The task: Write out the full listing exactly as given, minus the images.

Data segment:
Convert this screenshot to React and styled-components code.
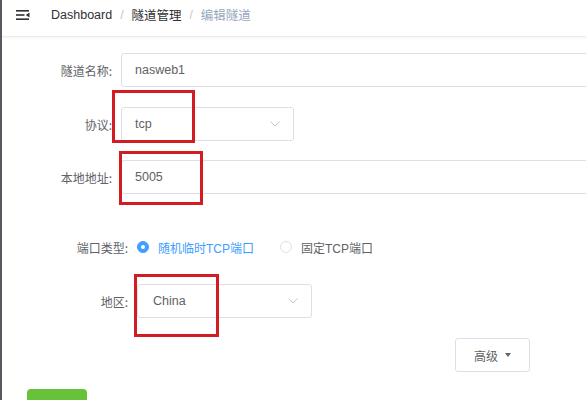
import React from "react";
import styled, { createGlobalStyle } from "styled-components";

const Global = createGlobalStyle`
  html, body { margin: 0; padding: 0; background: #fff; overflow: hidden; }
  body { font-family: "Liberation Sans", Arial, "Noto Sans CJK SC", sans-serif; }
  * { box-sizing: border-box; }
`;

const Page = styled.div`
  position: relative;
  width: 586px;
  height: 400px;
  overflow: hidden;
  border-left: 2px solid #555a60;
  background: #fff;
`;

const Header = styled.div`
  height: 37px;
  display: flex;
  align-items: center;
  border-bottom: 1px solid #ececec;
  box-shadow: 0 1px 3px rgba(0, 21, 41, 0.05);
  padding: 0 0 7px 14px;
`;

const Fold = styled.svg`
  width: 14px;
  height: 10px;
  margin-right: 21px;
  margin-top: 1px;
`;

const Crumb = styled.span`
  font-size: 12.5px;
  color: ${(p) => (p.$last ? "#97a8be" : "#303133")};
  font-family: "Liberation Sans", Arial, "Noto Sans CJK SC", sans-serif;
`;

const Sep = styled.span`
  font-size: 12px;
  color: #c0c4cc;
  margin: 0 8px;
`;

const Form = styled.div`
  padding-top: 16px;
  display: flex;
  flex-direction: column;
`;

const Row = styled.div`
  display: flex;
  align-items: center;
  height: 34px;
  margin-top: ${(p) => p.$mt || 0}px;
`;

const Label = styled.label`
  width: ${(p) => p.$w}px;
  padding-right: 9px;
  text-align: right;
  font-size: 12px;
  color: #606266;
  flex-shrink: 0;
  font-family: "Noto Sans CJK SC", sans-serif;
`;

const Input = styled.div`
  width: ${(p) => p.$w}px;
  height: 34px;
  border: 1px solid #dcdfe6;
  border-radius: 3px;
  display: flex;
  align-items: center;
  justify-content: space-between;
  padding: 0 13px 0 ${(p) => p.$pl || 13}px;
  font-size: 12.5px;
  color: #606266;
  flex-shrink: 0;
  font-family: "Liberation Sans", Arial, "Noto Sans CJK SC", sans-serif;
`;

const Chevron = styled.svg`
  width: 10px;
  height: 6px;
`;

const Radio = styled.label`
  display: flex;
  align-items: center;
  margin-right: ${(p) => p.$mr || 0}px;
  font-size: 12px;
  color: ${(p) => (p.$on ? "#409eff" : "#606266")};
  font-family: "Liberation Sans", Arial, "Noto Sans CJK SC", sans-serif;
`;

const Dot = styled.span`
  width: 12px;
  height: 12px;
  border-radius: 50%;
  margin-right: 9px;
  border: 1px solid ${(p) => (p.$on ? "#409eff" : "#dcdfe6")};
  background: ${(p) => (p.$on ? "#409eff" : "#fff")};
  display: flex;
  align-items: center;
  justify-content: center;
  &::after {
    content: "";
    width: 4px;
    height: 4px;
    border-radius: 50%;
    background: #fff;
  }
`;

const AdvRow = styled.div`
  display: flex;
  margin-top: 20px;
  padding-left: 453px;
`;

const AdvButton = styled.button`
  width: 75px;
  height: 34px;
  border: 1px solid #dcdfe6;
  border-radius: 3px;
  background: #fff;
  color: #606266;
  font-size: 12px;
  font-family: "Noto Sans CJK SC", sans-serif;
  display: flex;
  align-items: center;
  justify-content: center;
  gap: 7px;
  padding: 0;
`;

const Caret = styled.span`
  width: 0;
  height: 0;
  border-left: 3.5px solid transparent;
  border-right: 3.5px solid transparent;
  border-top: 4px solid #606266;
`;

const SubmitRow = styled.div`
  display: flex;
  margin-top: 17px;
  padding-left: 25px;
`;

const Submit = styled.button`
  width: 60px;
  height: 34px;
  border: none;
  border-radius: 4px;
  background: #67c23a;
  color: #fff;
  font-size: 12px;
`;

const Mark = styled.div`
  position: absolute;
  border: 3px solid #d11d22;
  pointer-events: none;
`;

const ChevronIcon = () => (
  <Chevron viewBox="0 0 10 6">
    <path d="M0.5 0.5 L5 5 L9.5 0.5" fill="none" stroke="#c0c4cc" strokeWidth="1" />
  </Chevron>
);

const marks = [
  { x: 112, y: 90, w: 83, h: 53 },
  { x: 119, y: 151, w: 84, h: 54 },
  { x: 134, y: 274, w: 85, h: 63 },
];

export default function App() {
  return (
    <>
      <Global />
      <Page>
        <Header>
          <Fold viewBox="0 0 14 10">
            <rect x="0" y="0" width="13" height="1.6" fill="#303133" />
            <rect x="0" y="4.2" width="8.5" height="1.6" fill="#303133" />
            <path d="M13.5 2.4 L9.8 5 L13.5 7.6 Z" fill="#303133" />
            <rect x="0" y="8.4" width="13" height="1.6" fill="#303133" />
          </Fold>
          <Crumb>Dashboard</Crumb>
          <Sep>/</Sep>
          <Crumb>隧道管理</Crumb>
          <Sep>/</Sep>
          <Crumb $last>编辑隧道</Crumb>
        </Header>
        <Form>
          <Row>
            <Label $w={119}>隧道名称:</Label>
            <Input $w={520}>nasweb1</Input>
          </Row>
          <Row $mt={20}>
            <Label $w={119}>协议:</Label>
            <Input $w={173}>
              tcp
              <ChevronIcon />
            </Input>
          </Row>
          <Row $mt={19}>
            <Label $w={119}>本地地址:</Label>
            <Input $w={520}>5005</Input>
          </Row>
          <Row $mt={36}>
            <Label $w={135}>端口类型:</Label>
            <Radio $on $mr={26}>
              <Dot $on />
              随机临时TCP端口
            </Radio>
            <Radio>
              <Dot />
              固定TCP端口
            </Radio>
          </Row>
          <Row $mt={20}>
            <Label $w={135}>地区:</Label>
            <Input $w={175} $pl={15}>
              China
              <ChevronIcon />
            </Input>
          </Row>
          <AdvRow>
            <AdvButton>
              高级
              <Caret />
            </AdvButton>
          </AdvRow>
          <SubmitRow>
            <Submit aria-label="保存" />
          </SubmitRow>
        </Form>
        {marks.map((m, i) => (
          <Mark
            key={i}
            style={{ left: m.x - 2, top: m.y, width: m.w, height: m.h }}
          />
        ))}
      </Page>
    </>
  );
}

Result below:
Convert this screenshot to React and styled-components code.
import React from "react";
import styled, { createGlobalStyle } from "styled-components";

const Global = createGlobalStyle`
  html, body { margin: 0; padding: 0; background: #fff; overflow: hidden; }
  body { font-family: "Liberation Sans", Arial, "Noto Sans CJK SC", sans-serif; }
  * { box-sizing: border-box; }
`;

const Page = styled.div`
  position: relative;
  width: 586px;
  height: 400px;
  overflow: hidden;
  border-left: 2px solid #555a60;
  background: #fff;
`;

const Header = styled.div`
  height: 37px;
  display: flex;
  align-items: center;
  border-bottom: 1px solid #ececec;
  box-shadow: 0 1px 3px rgba(0, 21, 41, 0.05);
  padding: 0 0 7px 14px;
`;

const Fold = styled.svg`
  width: 14px;
  height: 10px;
  margin-right: 21px;
  margin-top: 1px;
`;

const Crumb = styled.span`
  font-size: 12.5px;
  color: ${(p) => (p.$last ? "#97a8be" : "#303133")};
  font-family: "Liberation Sans", Arial, "Noto Sans CJK SC", sans-serif;
`;

const Sep = styled.span`
  font-size: 12px;
  color: #c0c4cc;
  margin: 0 8px;
`;

const Form = styled.div`
  padding-top: 16px;
  display: flex;
  flex-direction: column;
`;

const Row = styled.div`
  display: flex;
  align-items: center;
  height: 34px;
  margin-top: ${(p) => p.$mt || 0}px;
`;

const Label = styled.label`
  width: ${(p) => p.$w}px;
  padding-right: 9px;
  text-align: right;
  font-size: 12px;
  color: #606266;
  flex-shrink: 0;
  font-family: "Noto Sans CJK SC", sans-serif;
`;

const Input = styled.div`
  width: ${(p) => p.$w}px;
  height: 34px;
  border: 1px solid #dcdfe6;
  border-radius: 3px;
  display: flex;
  align-items: center;
  justify-content: space-between;
  padding: 0 13px 0 ${(p) => p.$pl || 13}px;
  font-size: 12.5px;
  color: #606266;
  flex-shrink: 0;
  font-family: "Liberation Sans", Arial, "Noto Sans CJK SC", sans-serif;
`;

const Chevron = styled.svg`
  width: 10px;
  height: 6px;
`;

const Radio = styled.label`
  display: flex;
  align-items: center;
  margin-right: ${(p) => p.$mr || 0}px;
  font-size: 12px;
  color: ${(p) => (p.$on ? "#409eff" : "#606266")};
  font-family: "Liberation Sans", Arial, "Noto Sans CJK SC", sans-serif;
`;

const Dot = styled.span`
  width: 12px;
  height: 12px;
  border-radius: 50%;
  margin-right: 9px;
  border: 1px solid ${(p) => (p.$on ? "#409eff" : "#dcdfe6")};
  background: ${(p) => (p.$on ? "#409eff" : "#fff")};
  display: flex;
  align-items: center;
  justify-content: center;
  &::after {
    content: "";
    width: 4px;
    height: 4px;
    border-radius: 50%;
    background: #fff;
  }
`;

const AdvRow = styled.div`
  display: flex;
  margin-top: 20px;
  padding-left: 453px;
`;

const AdvButton = styled.button`
  width: 75px;
  height: 34px;
  border: 1px solid #dcdfe6;
  border-radius: 3px;
  background: #fff;
  color: #606266;
  font-size: 12px;
  font-family: "Noto Sans CJK SC", sans-serif;
  display: flex;
  align-items: center;
  justify-content: center;
  gap: 7px;
  padding: 0;
`;

const Caret = styled.span`
  width: 0;
  height: 0;
  border-left: 3.5px solid transparent;
  border-right: 3.5px solid transparent;
  border-top: 4px solid #606266;
`;

const SubmitRow = styled.div`
  display: flex;
  margin-top: 17px;
  padding-left: 25px;
`;

const Submit = styled.button`
  width: 60px;
  height: 34px;
  border: none;
  border-radius: 4px;
  background: #67c23a;
  color: #fff;
  font-size: 12px;
`;

const Mark = styled.div`
  position: absolute;
  border: 3px solid #d11d22;
  pointer-events: none;
`;

const ChevronIcon = () => (
  <Chevron viewBox="0 0 10 6">
    <path d="M0.5 0.5 L5 5 L9.5 0.5" fill="none" stroke="#c0c4cc" strokeWidth="1" />
  </Chevron>
);

const marks = [
  { x: 112, y: 90, w: 83, h: 53 },
  { x: 119, y: 151, w: 84, h: 54 },
  { x: 134, y: 274, w: 85, h: 63 },
];

export default function App() {
  return (
    <>
      <Global />
      <Page>
        <Header>
          <Fold viewBox="0 0 14 10">
            <rect x="0" y="0" width="13" height="1.6" fill="#303133" />
            <rect x="0" y="4.2" width="8.5" height="1.6" fill="#303133" />
            <path d="M13.5 2.4 L9.8 5 L13.5 7.6 Z" fill="#303133" />
            <rect x="0" y="8.4" width="13" height="1.6" fill="#303133" />
          </Fold>
          <Crumb>Dashboard</Crumb>
          <Sep>/</Sep>
          <Crumb>隧道管理</Crumb>
          <Sep>/</Sep>
          <Crumb $last>编辑隧道</Crumb>
        </Header>
        <Form>
          <Row>
            <Label $w={119}>隧道名称:</Label>
            <Input $w={520}>nasweb1</Input>
          </Row>
          <Row $mt={20}>
            <Label $w={119}>协议:</Label>
            <Input $w={173}>
              tcp
              <ChevronIcon />
            </Input>
          </Row>
          <Row $mt={19}>
            <Label $w={119}>本地地址:</Label>
            <Input $w={520}>5005</Input>
          </Row>
          <Row $mt={36}>
            <Label $w={135}>端口类型:</Label>
            <Radio $on $mr={26}>
              <Dot $on />
              随机临时TCP端口
            </Radio>
            <Radio>
              <Dot />
              固定TCP端口
            </Radio>
          </Row>
          <Row $mt={20}>
            <Label $w={135}>地区:</Label>
            <Input $w={175} $pl={15}>
              China
              <ChevronIcon />
            </Input>
          </Row>
          <AdvRow>
            <AdvButton>
              高级
              <Caret />
            </AdvButton>
          </AdvRow>
          <SubmitRow>
            <Submit aria-label="保存" />
          </SubmitRow>
        </Form>
        {marks.map((m, i) => (
          <Mark
            key={i}
            style={{ left: m.x - 2, top: m.y, width: m.w, height: m.h }}
          />
        ))}
      </Page>
    </>
  );
}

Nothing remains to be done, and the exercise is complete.